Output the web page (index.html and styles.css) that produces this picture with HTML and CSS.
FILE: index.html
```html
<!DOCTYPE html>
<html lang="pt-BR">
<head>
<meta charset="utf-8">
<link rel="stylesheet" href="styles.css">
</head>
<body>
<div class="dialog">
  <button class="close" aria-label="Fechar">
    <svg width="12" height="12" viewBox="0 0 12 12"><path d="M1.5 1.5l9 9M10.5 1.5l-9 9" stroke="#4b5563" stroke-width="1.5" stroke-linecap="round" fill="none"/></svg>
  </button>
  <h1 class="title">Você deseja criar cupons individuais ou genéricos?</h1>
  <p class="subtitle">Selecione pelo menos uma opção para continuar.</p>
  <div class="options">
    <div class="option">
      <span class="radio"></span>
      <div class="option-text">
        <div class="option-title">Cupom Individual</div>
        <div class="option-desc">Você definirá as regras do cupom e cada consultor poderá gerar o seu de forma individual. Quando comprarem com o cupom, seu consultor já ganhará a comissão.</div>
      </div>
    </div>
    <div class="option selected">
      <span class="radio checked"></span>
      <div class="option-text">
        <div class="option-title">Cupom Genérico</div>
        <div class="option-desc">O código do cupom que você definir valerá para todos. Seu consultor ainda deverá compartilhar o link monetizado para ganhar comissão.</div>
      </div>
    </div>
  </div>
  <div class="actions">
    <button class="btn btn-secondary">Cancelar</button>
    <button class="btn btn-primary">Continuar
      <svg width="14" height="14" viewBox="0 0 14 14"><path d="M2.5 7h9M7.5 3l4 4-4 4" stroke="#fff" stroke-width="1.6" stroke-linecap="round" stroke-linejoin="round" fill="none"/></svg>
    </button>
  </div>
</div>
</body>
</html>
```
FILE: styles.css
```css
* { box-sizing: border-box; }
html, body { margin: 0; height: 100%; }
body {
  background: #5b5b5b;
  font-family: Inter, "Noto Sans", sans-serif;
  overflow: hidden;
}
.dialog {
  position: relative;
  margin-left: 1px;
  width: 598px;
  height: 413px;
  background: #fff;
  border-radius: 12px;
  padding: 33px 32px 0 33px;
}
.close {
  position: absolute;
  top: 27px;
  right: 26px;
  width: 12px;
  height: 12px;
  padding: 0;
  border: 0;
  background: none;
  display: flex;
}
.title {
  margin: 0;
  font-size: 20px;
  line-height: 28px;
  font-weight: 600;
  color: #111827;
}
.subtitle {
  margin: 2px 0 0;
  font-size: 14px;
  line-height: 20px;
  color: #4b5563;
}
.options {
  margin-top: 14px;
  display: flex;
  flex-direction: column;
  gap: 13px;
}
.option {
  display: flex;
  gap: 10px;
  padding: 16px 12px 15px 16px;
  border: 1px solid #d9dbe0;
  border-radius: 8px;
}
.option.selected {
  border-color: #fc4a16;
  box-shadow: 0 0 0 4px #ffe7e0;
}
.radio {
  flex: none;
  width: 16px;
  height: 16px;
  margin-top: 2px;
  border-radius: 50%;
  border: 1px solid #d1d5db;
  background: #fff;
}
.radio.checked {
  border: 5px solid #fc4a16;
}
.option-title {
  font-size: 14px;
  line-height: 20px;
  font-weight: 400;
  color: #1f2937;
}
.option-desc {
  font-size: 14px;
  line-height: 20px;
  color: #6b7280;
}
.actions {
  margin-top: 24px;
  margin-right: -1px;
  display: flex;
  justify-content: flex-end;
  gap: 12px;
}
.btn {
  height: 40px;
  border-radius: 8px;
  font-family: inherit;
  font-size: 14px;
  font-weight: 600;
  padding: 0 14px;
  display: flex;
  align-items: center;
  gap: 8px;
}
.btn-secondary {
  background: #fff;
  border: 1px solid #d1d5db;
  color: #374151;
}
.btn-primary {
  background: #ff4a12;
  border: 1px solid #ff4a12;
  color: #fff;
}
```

◆ ◆ ◆ ◆ ◆

TASK DETAILS - Print the complete listing again, exactly as it stands.

COMPLETE ANSWER -
Output the web page (index.html and styles.css) that produces this picture with HTML and CSS.
FILE: index.html
```html
<!DOCTYPE html>
<html lang="pt-BR">
<head>
<meta charset="utf-8">
<link rel="stylesheet" href="styles.css">
</head>
<body>
<div class="dialog">
  <button class="close" aria-label="Fechar">
    <svg width="12" height="12" viewBox="0 0 12 12"><path d="M1.5 1.5l9 9M10.5 1.5l-9 9" stroke="#4b5563" stroke-width="1.5" stroke-linecap="round" fill="none"/></svg>
  </button>
  <h1 class="title">Você deseja criar cupons individuais ou genéricos?</h1>
  <p class="subtitle">Selecione pelo menos uma opção para continuar.</p>
  <div class="options">
    <div class="option">
      <span class="radio"></span>
      <div class="option-text">
        <div class="option-title">Cupom Individual</div>
        <div class="option-desc">Você definirá as regras do cupom e cada consultor poderá gerar o seu de forma individual. Quando comprarem com o cupom, seu consultor já ganhará a comissão.</div>
      </div>
    </div>
    <div class="option selected">
      <span class="radio checked"></span>
      <div class="option-text">
        <div class="option-title">Cupom Genérico</div>
        <div class="option-desc">O código do cupom que você definir valerá para todos. Seu consultor ainda deverá compartilhar o link monetizado para ganhar comissão.</div>
      </div>
    </div>
  </div>
  <div class="actions">
    <button class="btn btn-secondary">Cancelar</button>
    <button class="btn btn-primary">Continuar
      <svg width="14" height="14" viewBox="0 0 14 14"><path d="M2.5 7h9M7.5 3l4 4-4 4" stroke="#fff" stroke-width="1.6" stroke-linecap="round" stroke-linejoin="round" fill="none"/></svg>
    </button>
  </div>
</div>
</body>
</html>
```
FILE: styles.css
```css
* { box-sizing: border-box; }
html, body { margin: 0; height: 100%; }
body {
  background: #5b5b5b;
  font-family: Inter, "Noto Sans", sans-serif;
  overflow: hidden;
}
.dialog {
  position: relative;
  margin-left: 1px;
  width: 598px;
  height: 413px;
  background: #fff;
  border-radius: 12px;
  padding: 33px 32px 0 33px;
}
.close {
  position: absolute;
  top: 27px;
  right: 26px;
  width: 12px;
  height: 12px;
  padding: 0;
  border: 0;
  background: none;
  display: flex;
}
.title {
  margin: 0;
  font-size: 20px;
  line-height: 28px;
  font-weight: 600;
  color: #111827;
}
.subtitle {
  margin: 2px 0 0;
  font-size: 14px;
  line-height: 20px;
  color: #4b5563;
}
.options {
  margin-top: 14px;
  display: flex;
  flex-direction: column;
  gap: 13px;
}
.option {
  display: flex;
  gap: 10px;
  padding: 16px 12px 15px 16px;
  border: 1px solid #d9dbe0;
  border-radius: 8px;
}
.option.selected {
  border-color: #fc4a16;
  box-shadow: 0 0 0 4px #ffe7e0;
}
.radio {
  flex: none;
  width: 16px;
  height: 16px;
  margin-top: 2px;
  border-radius: 50%;
  border: 1px solid #d1d5db;
  background: #fff;
}
.radio.checked {
  border: 5px solid #fc4a16;
}
.option-title {
  font-size: 14px;
  line-height: 20px;
  font-weight: 400;
  color: #1f2937;
}
.option-desc {
  font-size: 14px;
  line-height: 20px;
  color: #6b7280;
}
.actions {
  margin-top: 24px;
  margin-right: -1px;
  display: flex;
  justify-content: flex-end;
  gap: 12px;
}
.btn {
  height: 40px;
  border-radius: 8px;
  font-family: inherit;
  font-size: 14px;
  font-weight: 600;
  padding: 0 14px;
  display: flex;
  align-items: center;
  gap: 8px;
}
.btn-secondary {
  background: #fff;
  border: 1px solid #d1d5db;
  color: #374151;
}
.btn-primary {
  background: #ff4a12;
  border: 1px solid #ff4a12;
  color: #fff;
}
```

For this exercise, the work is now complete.